I just read McCain’s Promise, a piece David Foster Wallace wrote for Rolling Stone in 2000 that turned out to be way too long for the magazine.
He spends a three page paragraph noting the different opinions on negative campaigns. The discussion came after McCain’s surprise win the New Hampshire when George W Bush started going negative against McCain, and the McCain campaign was trying to figure out a response. Going negative in turn makes them look hypocritical. Staying positive makes them look weak.
It’s generally accepted that negative campaigns reduce turnout, which is why you don’t have negative ads for fast food: Instead of convincing Burger King customers to go to McDonald’s, it convinces people to stay home. In other fields, rising tides lift all boats, but in politics, all that matters is beating the other guy. That’s good for the establishment candidates, since the people who show up are more likely to support them. It’s bad news for anyone depending on the support of individuals who don’t usually vote.
Anyway, I like Wallace’s comment about the implications for the people who stay home.
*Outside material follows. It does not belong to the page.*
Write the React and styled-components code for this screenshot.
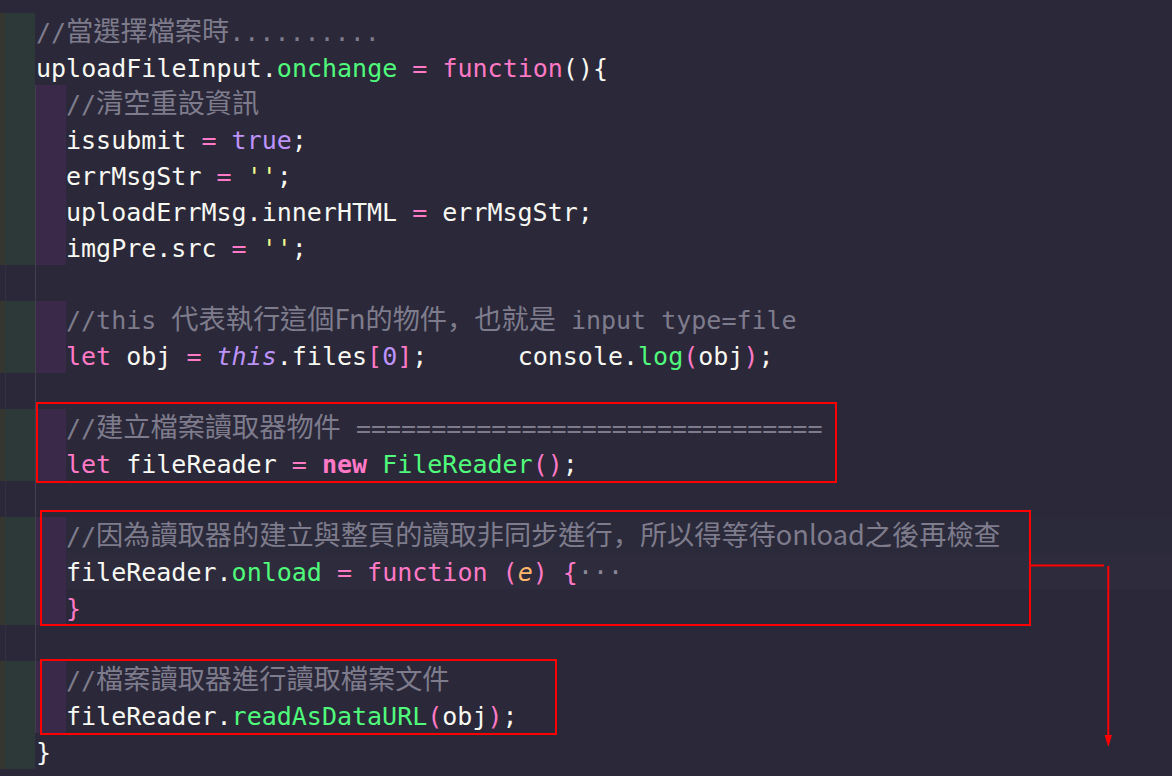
import React from 'react'
import styled, { createGlobalStyle } from 'styled-components'

const Global = createGlobalStyle`
  html, body {
    margin: 0;
    padding: 0;
    background: #2a2839;
  }
  body {
    width: 1172px;
    height: 776px;
    overflow: hidden;
  }
`

const palette = {
  pl: '#f8f8f2',
  kw: '#ff79c6',
  fn: '#50fa7b',
  cm: '#7e7c8c',
  str: '#f1fa8c',
  num: '#bd93f9',
  self: '#bd93f9',
  arg: '#ffb86c',
  fold: '#8b899a'
}

const tints = {
  olive: '#35362f',
  teal: '#2d3839',
  purple: '#3a2949'
}

export default function App() {
  return (
    <Editor>
      <Global />
      <Row level={1}><T $k="cm">//<Han>當選擇檔案時</Han>..........</T></Row>
      <Row level={1}>uploadFileInput.<T $k="fn">onchange</T> <T $k="kw">=</T> <T $k="kw">function</T>(){'{'}</Row>
      <Row level={2}><T $k="cm">//<Han>清空重設資訊</Han></T></Row>
      <Row level={2}>issubmit <T $k="kw">=</T> <T $k="num">true</T>;</Row>
      <Row level={2}>errMsgStr <T $k="kw">=</T> <T $k="str">''</T>;</Row>
      <Row level={2}>uploadErrMsg.innerHTML <T $k="kw">=</T> errMsgStr;</Row>
      <Row level={2}>imgPre.src <T $k="kw">=</T> <T $k="str">''</T>;</Row>
      <Blank />
      <Row level={2}><T $k="cm">//this <Han>代表執行這個Fn的物件<Comma>，</Comma>也就是</Han> input type=file</T></Row>
      <Row level={2}><T $k="kw">let</T> obj <T $k="kw">=</T> <T $k="self">this</T>.files<T $k="kw">[</T><T $k="num">0</T><T $k="kw">]</T>;{'      '}console.<T $k="fn">log</T><T $k="kw">(</T>obj<T $k="kw">)</T>;</Row>
      <Blank />
      <Group>
        <Row level={2}><T $k="cm">//<Han>建立檔案讀取器物件</Han> {'='.repeat(31)}</T></Row>
        <Row level={2}><T $k="kw">let</T> fileReader <T $k="kw">=</T> <T $k="kw" $bold>new</T> <T $k="fn">FileReader</T><T $k="kw">()</T>;</Row>
        <Frame $x={36} $w={801} $top={-7} $bottom={-2} />
      </Group>
      <Blank />
      <Group>
        <Row level={2} hl="soft"><T $k="cm">//<Han>因為讀取器的建立與整頁的讀取非同步進行<Comma>，</Comma>所以得等待onload之後再檢查</Han></T></Row>
        <Row level={2} hl="cur">fileReader.<T $k="fn">onload</T> <T $k="kw">=</T> <T $k="kw">function</T> <T $k="kw">(</T><T $k="arg">e</T><T $k="kw">)</T> <T $k="kw">{'{'}</T><T $k="fold">···</T></Row>
        <Row level={2}><T $k="kw">{'}'}</T></Row>
        <Frame $x={40} $w={991} $top={-7} $bottom={-1} />
      </Group>
      <Blank />
      <Group>
        <Row level={2}><T $k="cm">//<Han>檔案讀取器進行讀取檔案文件</Han></T></Row>
        <Row level={2}>fileReader.<T $k="fn">readAsDataURL</T><T $k="kw">(</T>obj<T $k="kw">)</T>;</Row>
        <Frame $x={40} $w={517} $top={-2} $bottom={-2} />
      </Group>
      <Row level={1}>{'}'}</Row>

      {/* the hand-drawn pointer from the onload box down the right edge */}
      <Arrow width="1172" height="776" viewBox="0 0 1172 776">
        <path d="M1031 565.5H1104" stroke="#ff0000" strokeWidth="2" fill="none" />
        <path d="M1108.3 566V738" stroke="#ff0000" strokeWidth="2" fill="none" />
        <path d="M1104.6 735L1112 735L1108.3 747Z" fill="#ff0000" />
      </Arrow>
    </Editor>
  )
}

function Row({ level, hl, children }) {
  return (
    <Line $hl={hl}>
      <Pad $tint="olive" $w={5} />
      <Pad $tint="teal" $w={30} />
      {level === 2 && <Pad $tint="purple" $w={30} $guide />}
      <Text $lead={level === 2 ? 0 : 1}>{children}</Text>
    </Line>
  )
}

const Editor = styled.div`
  position: relative;
  width: 1172px;
  height: 776px;
  padding-top: 13px;
  box-sizing: border-box;
  background: #2a2839;
  font-family: 'DejaVu Sans Mono', 'Liberation Mono', monospace;
  font-size: 25px;
  color: ${palette.pl};
`

const Line = styled.div`
  display: flex;
  height: 36px;
  background: ${p =>
    p.$hl === 'cur' ? '#2d2b3c' : p.$hl === 'soft' ? '#2b2a3a' : 'transparent'};
`

const Pad = styled.span`
  flex: none;
  width: ${p => p.$w}px;
  height: 36px;
  background: ${p => tints[p.$tint]};
  border-left: ${p => (p.$guide ? '1px solid #403e4d' : 'none')};
`

const Text = styled.span`
  display: block;
  height: 36px;
  line-height: 36px;
  padding-left: ${p => p.$lead}px;
  padding-top: 2px;
  box-sizing: border-box;
  white-space: pre;
`

const Blank = styled.div`
  height: 36px;
  background: linear-gradient(
    to right,
    transparent 5px,
    #33313f 5px 6px,
    transparent 6px 35px,
    #423f50 35px 36px,
    transparent 36px
  );
`

const T = styled.span`
  color: ${p => palette[p.$k] || palette.pl};
  font-style: ${p => (p.$k === 'self' || p.$k === 'arg' ? 'italic' : 'normal')};
  font-weight: ${p => (p.$bold ? 700 : 400)};
`

const Han = styled.span`
  font-family: 'Noto Sans CJK TC', 'Noto Sans CJK JP', sans-serif;
  font-size: 27.2px;
  line-height: 1;
`

const Comma = styled.span`
  font-family: 'Noto Sans CJK JP', 'Noto Sans CJK TC', sans-serif;
`

const Group = styled.div`
  position: relative;
`

const Frame = styled.div`
  position: absolute;
  left: ${p => p.$x}px;
  width: ${p => p.$w}px;
  top: ${p => p.$top}px;
  bottom: ${p => p.$bottom}px;
  box-sizing: border-box;
  border: 2px solid #ff0000;
  pointer-events: none;
`

const Arrow = styled.svg`
  position: absolute;
  left: 0;
  top: 0;
  pointer-events: none;
`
Let’s pause for this moment for a quick Rolling Stone PSA. Assuming you’re demographically a Young Voter, it is again worth a moment of your valuable time to consider the implications of the tech’s last couple points. If you are bored and disgusted by politics and don’t bother to vote, you are in effect voting for the entrenched establishments of the two major parties, who please rest assured are not dumb, and who are keenly aware that it is in their interests to keep you disgusted and bored and cynical and to give you every possible psychological reason to stay at home doing one-hitters and watching MTV on primary day. By all means stay home if you want, but don’t bullshit yourself that you’re not voting. In reality, there is no such thing as not voting: you either vote by voting, or you vote by staying home and tacitly doubling the value of some Diehard’s Vote.